**CHALLENGE**
Set down each line of the data below exactly as it stands, dropping the pictures.

**SOURCE EXCERPT**

-- begin --

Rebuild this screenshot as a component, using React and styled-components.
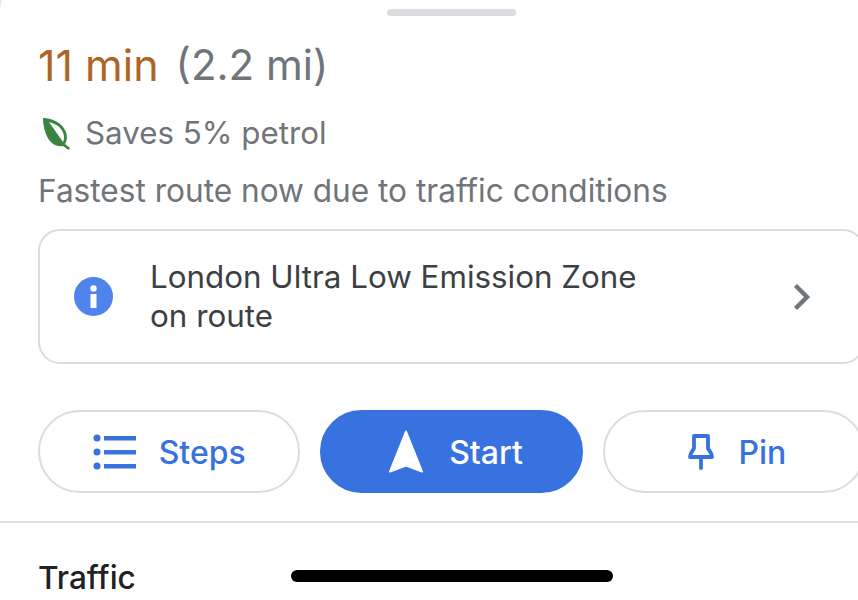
import React from 'react';
import styled, { createGlobalStyle } from 'styled-components';

const GlobalStyle = createGlobalStyle`
  html, body {
    margin: 0;
    padding: 0;
    height: 100%;
    background: #fff;
    overflow: hidden;
  }
  body {
    font-family: Inter, Roboto, "Liberation Sans", sans-serif;
  }
`;

const Viewport = styled.div`
  position: relative;
  width: 858px;
  height: 600px;
  overflow: hidden;
  background: #e6e8e8;
`;

// the sheet is wider than the screenshot, it gets cut off on the right
const Sheet = styled.div`
  position: relative;
  width: 903px;
  height: 600px;
  padding-top: 9px;
  box-sizing: border-box;
  background: #fff;
  border-top-left-radius: 3px 14px;
`;

const Handle = styled.div`
  width: 129px;
  height: 7px;
  margin: 0 auto;
  border-radius: 4px;
  background: #dadce0;
`;

const Summary = styled.div`
  padding: 24px 38px 0;
`;

const TitleRow = styled.div`
  display: flex;
  gap: 17px;
  line-height: 50px;
`;

const Duration = styled.span`
  font-size: 43px;
  color: #b06424;
`;

const Distance = styled.span`
  font-size: 42px;
  color: #70757a;
`;

const SavingsRow = styled.div`
  display: flex;
  align-items: center;
  gap: 14px;
  margin-top: 25px;
  padding-left: 4px;
  font-size: 31.3px;
  line-height: 36px;
  color: #70757a;
`;

const Note = styled.div`
  margin-top: 22px;
  font-size: 31.6px;
  line-height: 36px;
  color: #70757a;
`;

const InfoCard = styled.div`
  display: flex;
  align-items: center;
  height: 135px;
  box-sizing: border-box;
  margin: 20px 38px 0;
  padding: 0 52px 0 34px;
  border: 2px solid #dadce0;
  border-radius: 22px;
`;

const InfoText = styled.div`
  flex: 1;
  margin-left: 37px;
  font-size: 31.35px;
  line-height: 39px;
  color: #3c4043;
`;

const Buttons = styled.div`
  display: grid;
  grid-template-columns: repeat(3, 1fr);
  gap: 20px;
  margin: 46px 38px 0;
`;

const Action = styled.div`
  display: flex;
  align-items: center;
  justify-content: center;
  gap: ${(p) => p.$gap}px;
  height: 83px;
  box-sizing: border-box;
  padding-left: ${(p) => p.$shift || 0}px;
  border-radius: 42px;
  border: 2px solid ${(p) => (p.$primary ? '#3871e0' : '#dadce0')};
  background: ${(p) => (p.$primary ? '#3871e0' : '#fff')};
  color: ${(p) => (p.$primary ? '#fff' : '#3871e0')};
  font-size: 32px;
  font-weight: 500;
`;

const ActionLabel = styled.span`
  padding-top: 2px;
`;

const Divider = styled.div`
  height: 2px;
  margin-top: 28px;
  background: #dfe0e3;
`;

const SectionTitle = styled.div`
  padding: 36px 38px 0;
  font-size: 31.6px;
  line-height: 38px;
  font-weight: 500;
  color: #202124;
`;

const HomeIndicator = styled.div`
  position: absolute;
  left: 291px;
  top: 570px;
  width: 322px;
  height: 12px;
  border-radius: 6px;
  background: #000;
`;

function LeafIcon() {
  return (
    <svg width="29" height="33" viewBox="0 0 29 33">
      <path fill="#3b8340" fillRule="evenodd" d="M1 1 C9 1 19 5 23 13 C26 19 25 24 23 27 L28 31 L26.5 33 L21 29 C16 30 11 28 7 23 C3 17 1 8 1 1 Z M7 5 L21 25 C23 21 22 16 19 12 C16 8 11 6 7 5 Z" />
    </svg>
  );
}

function InfoIcon() {
  return (
    <svg width="39" height="39" viewBox="0 0 39 39">
      <circle cx="19.5" cy="19.5" r="19.5" fill="#4f84ed" />
      <circle cx="19.5" cy="11.5" r="3.2" fill="#fff" />
      <rect x="16.5" y="17" width="6" height="14" fill="#fff" />
    </svg>
  );
}

function ChevronIcon() {
  return (
    <svg width="18" height="28" viewBox="0 0 18 28">
      <path d="M2.5 2.5 L14 14 L2.5 25.5" fill="none" stroke="#70757a" strokeWidth="4.4" />
    </svg>
  );
}

function StepsIcon() {
  return (
    <svg width="43" height="36" viewBox="0 0 43 36" fill="#3871e0">
      <circle cx="4" cy="4" r="3.5" />
      <circle cx="4" cy="18" r="3.5" />
      <circle cx="4" cy="32" r="3.5" />
      <rect x="11" y="2" width="32" height="4.5" />
      <rect x="11" y="16" width="32" height="4.5" />
      <rect x="11" y="30" width="32" height="4.5" />
    </svg>
  );
}

function NavIcon() {
  return (
    <svg width="36" height="44" viewBox="0 0 36 44">
      <path fill="#fff" stroke="#fff" strokeWidth="2" strokeLinejoin="round" d="M18 1.5 L34 41.5 L18 35.5 L2 41.5 Z" />
    </svg>
  );
}

function PinIcon() {
  return (
    <svg width="26" height="36" viewBox="0 0 26 36">
      <path fill="none" stroke="#3871e0" strokeWidth="3.8" strokeLinejoin="round" strokeLinecap="round" d="M6 2 H20 V14 C20 16 24 18 24 23 H2 C2 18 6 16 6 14 Z M13 23 V34" />
    </svg>
  );
}

export default function App() {
  return (
    <Viewport>
      <GlobalStyle />
      <Sheet>
        <Handle />
        <Summary>
          <TitleRow>
            <Duration>11 min</Duration>
            <Distance>(2.2 mi)</Distance>
          </TitleRow>
          <SavingsRow>
            <LeafIcon />
            Saves 5% petrol
          </SavingsRow>
          <Note>Fastest route now due to traffic conditions</Note>
        </Summary>
        <InfoCard>
          <InfoIcon />
          <InfoText>
            London Ultra Low Emission Zone
            <br />
            on route
          </InfoText>
          <ChevronIcon />
        </InfoCard>
        <Buttons>
          <Action $gap={23}>
            <StepsIcon />
            <ActionLabel>Steps</ActionLabel>
          </Action>
          <Action $primary $gap={25} $shift={8}>
            <NavIcon />
            <ActionLabel>Start</ActionLabel>
          </Action>
          <Action $gap={24} $shift={7}>
            <PinIcon />
            <ActionLabel>Pin</ActionLabel>
          </Action>
        </Buttons>
        <Divider />
        <SectionTitle>Traffic</SectionTitle>
        <HomeIndicator />
      </Sheet>
    </Viewport>
  );
}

-- end --

**SOLUTION**
Rebuild this screenshot as a component, using React and styled-components.
import React from 'react';
import styled, { createGlobalStyle } from 'styled-components';

const GlobalStyle = createGlobalStyle`
  html, body {
    margin: 0;
    padding: 0;
    height: 100%;
    background: #fff;
    overflow: hidden;
  }
  body {
    font-family: Inter, Roboto, "Liberation Sans", sans-serif;
  }
`;

const Viewport = styled.div`
  position: relative;
  width: 858px;
  height: 600px;
  overflow: hidden;
  background: #e6e8e8;
`;

// the sheet is wider than the screenshot, it gets cut off on the right
const Sheet = styled.div`
  position: relative;
  width: 903px;
  height: 600px;
  padding-top: 9px;
  box-sizing: border-box;
  background: #fff;
  border-top-left-radius: 3px 14px;
`;

const Handle = styled.div`
  width: 129px;
  height: 7px;
  margin: 0 auto;
  border-radius: 4px;
  background: #dadce0;
`;

const Summary = styled.div`
  padding: 24px 38px 0;
`;

const TitleRow = styled.div`
  display: flex;
  gap: 17px;
  line-height: 50px;
`;

const Duration = styled.span`
  font-size: 43px;
  color: #b06424;
`;

const Distance = styled.span`
  font-size: 42px;
  color: #70757a;
`;

const SavingsRow = styled.div`
  display: flex;
  align-items: center;
  gap: 14px;
  margin-top: 25px;
  padding-left: 4px;
  font-size: 31.3px;
  line-height: 36px;
  color: #70757a;
`;

const Note = styled.div`
  margin-top: 22px;
  font-size: 31.6px;
  line-height: 36px;
  color: #70757a;
`;

const InfoCard = styled.div`
  display: flex;
  align-items: center;
  height: 135px;
  box-sizing: border-box;
  margin: 20px 38px 0;
  padding: 0 52px 0 34px;
  border: 2px solid #dadce0;
  border-radius: 22px;
`;

const InfoText = styled.div`
  flex: 1;
  margin-left: 37px;
  font-size: 31.35px;
  line-height: 39px;
  color: #3c4043;
`;

const Buttons = styled.div`
  display: grid;
  grid-template-columns: repeat(3, 1fr);
  gap: 20px;
  margin: 46px 38px 0;
`;

const Action = styled.div`
  display: flex;
  align-items: center;
  justify-content: center;
  gap: ${(p) => p.$gap}px;
  height: 83px;
  box-sizing: border-box;
  padding-left: ${(p) => p.$shift || 0}px;
  border-radius: 42px;
  border: 2px solid ${(p) => (p.$primary ? '#3871e0' : '#dadce0')};
  background: ${(p) => (p.$primary ? '#3871e0' : '#fff')};
  color: ${(p) => (p.$primary ? '#fff' : '#3871e0')};
  font-size: 32px;
  font-weight: 500;
`;

const ActionLabel = styled.span`
  padding-top: 2px;
`;

const Divider = styled.div`
  height: 2px;
  margin-top: 28px;
  background: #dfe0e3;
`;

const SectionTitle = styled.div`
  padding: 36px 38px 0;
  font-size: 31.6px;
  line-height: 38px;
  font-weight: 500;
  color: #202124;
`;

const HomeIndicator = styled.div`
  position: absolute;
  left: 291px;
  top: 570px;
  width: 322px;
  height: 12px;
  border-radius: 6px;
  background: #000;
`;

function LeafIcon() {
  return (
    <svg width="29" height="33" viewBox="0 0 29 33">
      <path fill="#3b8340" fillRule="evenodd" d="M1 1 C9 1 19 5 23 13 C26 19 25 24 23 27 L28 31 L26.5 33 L21 29 C16 30 11 28 7 23 C3 17 1 8 1 1 Z M7 5 L21 25 C23 21 22 16 19 12 C16 8 11 6 7 5 Z" />
    </svg>
  );
}

function InfoIcon() {
  return (
    <svg width="39" height="39" viewBox="0 0 39 39">
      <circle cx="19.5" cy="19.5" r="19.5" fill="#4f84ed" />
      <circle cx="19.5" cy="11.5" r="3.2" fill="#fff" />
      <rect x="16.5" y="17" width="6" height="14" fill="#fff" />
    </svg>
  );
}

function ChevronIcon() {
  return (
    <svg width="18" height="28" viewBox="0 0 18 28">
      <path d="M2.5 2.5 L14 14 L2.5 25.5" fill="none" stroke="#70757a" strokeWidth="4.4" />
    </svg>
  );
}

function StepsIcon() {
  return (
    <svg width="43" height="36" viewBox="0 0 43 36" fill="#3871e0">
      <circle cx="4" cy="4" r="3.5" />
      <circle cx="4" cy="18" r="3.5" />
      <circle cx="4" cy="32" r="3.5" />
      <rect x="11" y="2" width="32" height="4.5" />
      <rect x="11" y="16" width="32" height="4.5" />
      <rect x="11" y="30" width="32" height="4.5" />
    </svg>
  );
}

function NavIcon() {
  return (
    <svg width="36" height="44" viewBox="0 0 36 44">
      <path fill="#fff" stroke="#fff" strokeWidth="2" strokeLinejoin="round" d="M18 1.5 L34 41.5 L18 35.5 L2 41.5 Z" />
    </svg>
  );
}

function PinIcon() {
  return (
    <svg width="26" height="36" viewBox="0 0 26 36">
      <path fill="none" stroke="#3871e0" strokeWidth="3.8" strokeLinejoin="round" strokeLinecap="round" d="M6 2 H20 V14 C20 16 24 18 24 23 H2 C2 18 6 16 6 14 Z M13 23 V34" />
    </svg>
  );
}

export default function App() {
  return (
    <Viewport>
      <GlobalStyle />
      <Sheet>
        <Handle />
        <Summary>
          <TitleRow>
            <Duration>11 min</Duration>
            <Distance>(2.2 mi)</Distance>
          </TitleRow>
          <SavingsRow>
            <LeafIcon />
            Saves 5% petrol
          </SavingsRow>
          <Note>Fastest route now due to traffic conditions</Note>
        </Summary>
        <InfoCard>
          <InfoIcon />
          <InfoText>
            London Ultra Low Emission Zone
            <br />
            on route
          </InfoText>
          <ChevronIcon />
        </InfoCard>
        <Buttons>
          <Action $gap={23}>
            <StepsIcon />
            <ActionLabel>Steps</ActionLabel>
          </Action>
          <Action $primary $gap={25} $shift={8}>
            <NavIcon />
            <ActionLabel>Start</ActionLabel>
          </Action>
          <Action $gap={24} $shift={7}>
            <PinIcon />
            <ActionLabel>Pin</ActionLabel>
          </Action>
        </Buttons>
        <Divider />
        <SectionTitle>Traffic</SectionTitle>
        <HomeIndicator />
      </Sheet>
    </Viewport>
  );
}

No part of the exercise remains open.